### Data provided
########################################

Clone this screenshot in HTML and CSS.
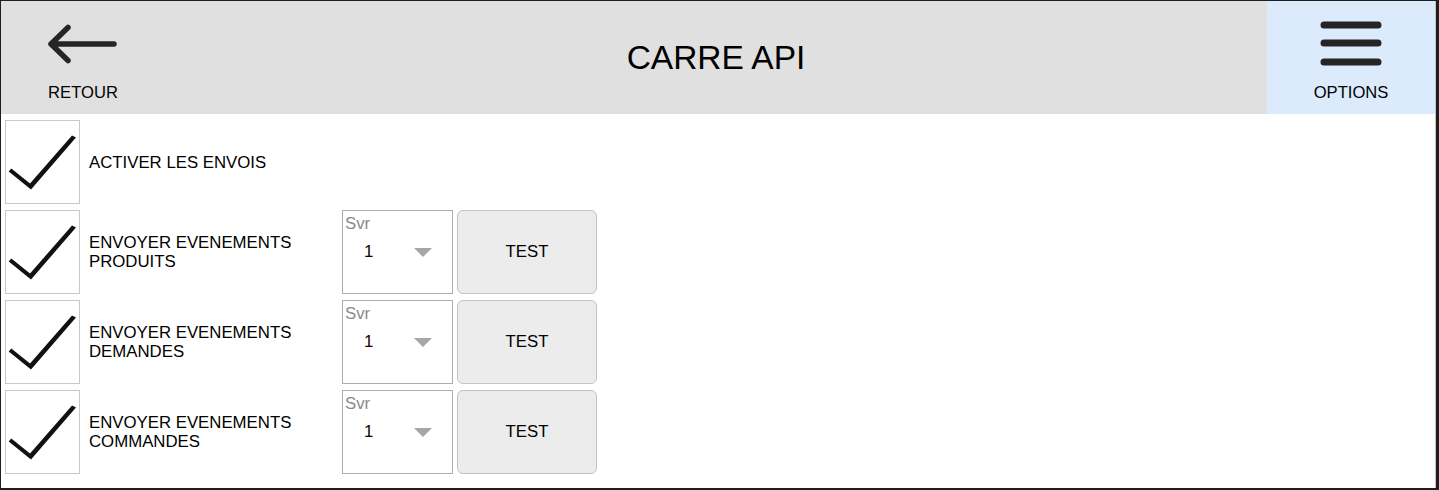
FILE: index.html
```html
<!DOCTYPE html>
<html lang="fr">
<head>
<meta charset="utf-8">
<title>CARRE API</title>
<link rel="stylesheet" href="styles.css">
</head>
<body>
<div class="window">
  <div class="inner">
    <header class="topbar">
      <div class="nav nav-back">
        <svg class="arrow" width="72" height="44" viewBox="0 0 72 44">
          <path d="M4 22 H67 M21 5.5 L4 22 L21 38.5" fill="none" stroke="#252525" stroke-width="5.5" stroke-linecap="round" stroke-linejoin="round"/>
        </svg>
        <span class="nav-label">RETOUR</span>
      </div>
      <h1 class="title">CARRE API</h1>
      <div class="nav nav-options">
        <svg class="burger" width="66" height="50" viewBox="0 0 66 50">
          <path d="M6 6 H60 M6 24 H60 M6 43 H60" fill="none" stroke="#252525" stroke-width="7" stroke-linecap="round"/>
        </svg>
        <span class="nav-label">OPTIONS</span>
      </div>
    </header>

    <main class="rows">
      <div class="row">
        <div class="check">
          <svg width="73" height="82" viewBox="0 0 73 82"><polygon points="2.7,50.5 5.3,47.5 24,62.5 66,14.5 70,16.5 25,68.5" fill="#111"/></svg>
        </div>
        <div class="label">ACTIVER LES ENVOIS</div>
      </div>

      <div class="row">
        <div class="check">
          <svg width="73" height="82" viewBox="0 0 73 82"><polygon points="2.7,50.5 5.3,47.5 24,62.5 66,14.5 70,16.5 25,68.5" fill="#111"/></svg>
        </div>
        <div class="label">ENVOYER EVENEMENTS<br>PRODUITS</div>
        <div class="select">
          <span class="select-caption">Svr</span>
          <div class="select-value"><span>1</span><span class="caret"></span></div>
        </div>
        <button class="btn">TEST</button>
      </div>

      <div class="row">
        <div class="check">
          <svg width="73" height="82" viewBox="0 0 73 82"><polygon points="2.7,50.5 5.3,47.5 24,62.5 66,14.5 70,16.5 25,68.5" fill="#111"/></svg>
        </div>
        <div class="label">ENVOYER EVENEMENTS<br>DEMANDES</div>
        <div class="select">
          <span class="select-caption">Svr</span>
          <div class="select-value"><span>1</span><span class="caret"></span></div>
        </div>
        <button class="btn">TEST</button>
      </div>

      <div class="row">
        <div class="check">
          <svg width="73" height="82" viewBox="0 0 73 82"><polygon points="2.7,50.5 5.3,47.5 24,62.5 66,14.5 70,16.5 25,68.5" fill="#111"/></svg>
        </div>
        <div class="label">ENVOYER EVENEMENTS<br>COMMANDES</div>
        <div class="select">
          <span class="select-caption">Svr</span>
          <div class="select-value"><span>1</span><span class="caret"></span></div>
        </div>
        <button class="btn">TEST</button>
      </div>
    </main>
  </div>
</div>
</body>
</html>
```

FILE: styles.css
```css
* { box-sizing: border-box; }

html, body {
  margin: 0;
  padding: 0;
  background: #ffffff;
}

body {
  font-family: "Liberation Sans", Arial, sans-serif;
  color: #000;
}

.window {
  width: 1439px;
  height: 490px;
  border-top: 1px solid #1e1e1e;
  border-left: 1px solid #1e1e1e;
  border-right: 3px solid #1e1e1e;
  border-bottom: 2px solid #1e1e1e;
  overflow: hidden;
}

.inner {
  height: 100%;
  border-right: 1px solid #c4c4c4;
}

.topbar {
  display: flex;
  height: 113px;
  background: #e0e0e0;
}

.nav {
  display: flex;
  flex-direction: column;
  align-items: center;
}

.nav-back {
  width: 164px;
  padding-top: 21px;
}

.nav-options {
  width: 168px;
  background: #dcebfc;
  padding-top: 18px;
}

.arrow { display: block; }
.burger { display: block; }

.nav-label {
  font-size: 16.6px;
  line-height: 18px;
}

.nav-back .nav-label { margin-top: 18px; }
.nav-options .nav-label { margin-top: 15px; }

.title {
  flex: 1;
  margin: 0;
  text-align: center;
  font-weight: normal;
  font-size: 33.5px;
  line-height: 113px;
  height: 113px;
}

.rows {
  display: flex;
  flex-direction: column;
  gap: 6px;
  padding: 6px 0 0 4px;
}

.row {
  display: flex;
  align-items: center;
  height: 84px;
}

.check {
  width: 75px;
  height: 84px;
  border: 1px solid #c8c8c8;
}

.check svg { display: block; }

.label {
  width: 253px;
  margin-left: 9px;
  font-size: 16.8px;
  line-height: 19px;
}

.select {
  width: 111px;
  height: 84px;
  border: 1px solid #adadad;
  display: flex;
  flex-direction: column;
}

.select-caption {
  display: block;
  margin-top: 4px;
  padding-left: 2px;
  font-size: 16.8px;
  line-height: 18px;
  color: #8a8a8a;
}

.select-value {
  display: flex;
  justify-content: space-between;
  align-items: center;
  margin-top: 10px;
  padding: 0 20px 0 21px;
  font-size: 16.8px;
  line-height: 18px;
  color: #1a0000;
}

.caret {
  width: 0;
  height: 0;
  margin-top: 1px;
  border-left: 9px solid transparent;
  border-right: 9px solid transparent;
  border-top: 9px solid #a6a6a6;
}

.btn {
  width: 140px;
  height: 84px;
  margin-left: 4px;
  background: #ececec;
  border: 1px solid #c3c3c3;
  border-radius: 6px;
  font-family: "Liberation Sans", Arial, sans-serif;
  font-size: 16.8px;
  color: #000;
  padding: 0;
}
```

########################################

### What you are asked to do
Except for the pictures, give all the material above again verbatim.

### Written answer
Clone this screenshot in HTML and CSS.
FILE: index.html
```html
<!DOCTYPE html>
<html lang="fr">
<head>
<meta charset="utf-8">
<title>CARRE API</title>
<link rel="stylesheet" href="styles.css">
</head>
<body>
<div class="window">
  <div class="inner">
    <header class="topbar">
      <div class="nav nav-back">
        <svg class="arrow" width="72" height="44" viewBox="0 0 72 44">
          <path d="M4 22 H67 M21 5.5 L4 22 L21 38.5" fill="none" stroke="#252525" stroke-width="5.5" stroke-linecap="round" stroke-linejoin="round"/>
        </svg>
        <span class="nav-label">RETOUR</span>
      </div>
      <h1 class="title">CARRE API</h1>
      <div class="nav nav-options">
        <svg class="burger" width="66" height="50" viewBox="0 0 66 50">
          <path d="M6 6 H60 M6 24 H60 M6 43 H60" fill="none" stroke="#252525" stroke-width="7" stroke-linecap="round"/>
        </svg>
        <span class="nav-label">OPTIONS</span>
      </div>
    </header>

    <main class="rows">
      <div class="row">
        <div class="check">
          <svg width="73" height="82" viewBox="0 0 73 82"><polygon points="2.7,50.5 5.3,47.5 24,62.5 66,14.5 70,16.5 25,68.5" fill="#111"/></svg>
        </div>
        <div class="label">ACTIVER LES ENVOIS</div>
      </div>

      <div class="row">
        <div class="check">
          <svg width="73" height="82" viewBox="0 0 73 82"><polygon points="2.7,50.5 5.3,47.5 24,62.5 66,14.5 70,16.5 25,68.5" fill="#111"/></svg>
        </div>
        <div class="label">ENVOYER EVENEMENTS<br>PRODUITS</div>
        <div class="select">
          <span class="select-caption">Svr</span>
          <div class="select-value"><span>1</span><span class="caret"></span></div>
        </div>
        <button class="btn">TEST</button>
      </div>

      <div class="row">
        <div class="check">
          <svg width="73" height="82" viewBox="0 0 73 82"><polygon points="2.7,50.5 5.3,47.5 24,62.5 66,14.5 70,16.5 25,68.5" fill="#111"/></svg>
        </div>
        <div class="label">ENVOYER EVENEMENTS<br>DEMANDES</div>
        <div class="select">
          <span class="select-caption">Svr</span>
          <div class="select-value"><span>1</span><span class="caret"></span></div>
        </div>
        <button class="btn">TEST</button>
      </div>

      <div class="row">
        <div class="check">
          <svg width="73" height="82" viewBox="0 0 73 82"><polygon points="2.7,50.5 5.3,47.5 24,62.5 66,14.5 70,16.5 25,68.5" fill="#111"/></svg>
        </div>
        <div class="label">ENVOYER EVENEMENTS<br>COMMANDES</div>
        <div class="select">
          <span class="select-caption">Svr</span>
          <div class="select-value"><span>1</span><span class="caret"></span></div>
        </div>
        <button class="btn">TEST</button>
      </div>
    </main>
  </div>
</div>
</body>
</html>
```

FILE: styles.css
```css
* { box-sizing: border-box; }

html, body {
  margin: 0;
  padding: 0;
  background: #ffffff;
}

body {
  font-family: "Liberation Sans", Arial, sans-serif;
  color: #000;
}

.window {
  width: 1439px;
  height: 490px;
  border-top: 1px solid #1e1e1e;
  border-left: 1px solid #1e1e1e;
  border-right: 3px solid #1e1e1e;
  border-bottom: 2px solid #1e1e1e;
  overflow: hidden;
}

.inner {
  height: 100%;
  border-right: 1px solid #c4c4c4;
}

.topbar {
  display: flex;
  height: 113px;
  background: #e0e0e0;
}

.nav {
  display: flex;
  flex-direction: column;
  align-items: center;
}

.nav-back {
  width: 164px;
  padding-top: 21px;
}

.nav-options {
  width: 168px;
  background: #dcebfc;
  padding-top: 18px;
}

.arrow { display: block; }
.burger { display: block; }

.nav-label {
  font-size: 16.6px;
  line-height: 18px;
}

.nav-back .nav-label { margin-top: 18px; }
.nav-options .nav-label { margin-top: 15px; }

.title {
  flex: 1;
  margin: 0;
  text-align: center;
  font-weight: normal;
  font-size: 33.5px;
  line-height: 113px;
  height: 113px;
}

.rows {
  display: flex;
  flex-direction: column;
  gap: 6px;
  padding: 6px 0 0 4px;
}

.row {
  display: flex;
  align-items: center;
  height: 84px;
}

.check {
  width: 75px;
  height: 84px;
  border: 1px solid #c8c8c8;
}

.check svg { display: block; }

.label {
  width: 253px;
  margin-left: 9px;
  font-size: 16.8px;
  line-height: 19px;
}

.select {
  width: 111px;
  height: 84px;
  border: 1px solid #adadad;
  display: flex;
  flex-direction: column;
}

.select-caption {
  display: block;
  margin-top: 4px;
  padding-left: 2px;
  font-size: 16.8px;
  line-height: 18px;
  color: #8a8a8a;
}

.select-value {
  display: flex;
  justify-content: space-between;
  align-items: center;
  margin-top: 10px;
  padding: 0 20px 0 21px;
  font-size: 16.8px;
  line-height: 18px;
  color: #1a0000;
}

.caret {
  width: 0;
  height: 0;
  margin-top: 1px;
  border-left: 9px solid transparent;
  border-right: 9px solid transparent;
  border-top: 9px solid #a6a6a6;
}

.btn {
  width: 140px;
  height: 84px;
  margin-left: 4px;
  background: #ececec;
  border: 1px solid #c3c3c3;
  border-radius: 6px;
  font-family: "Liberation Sans", Arial, sans-serif;
  font-size: 16.8px;
  color: #000;
  padding: 0;
}
```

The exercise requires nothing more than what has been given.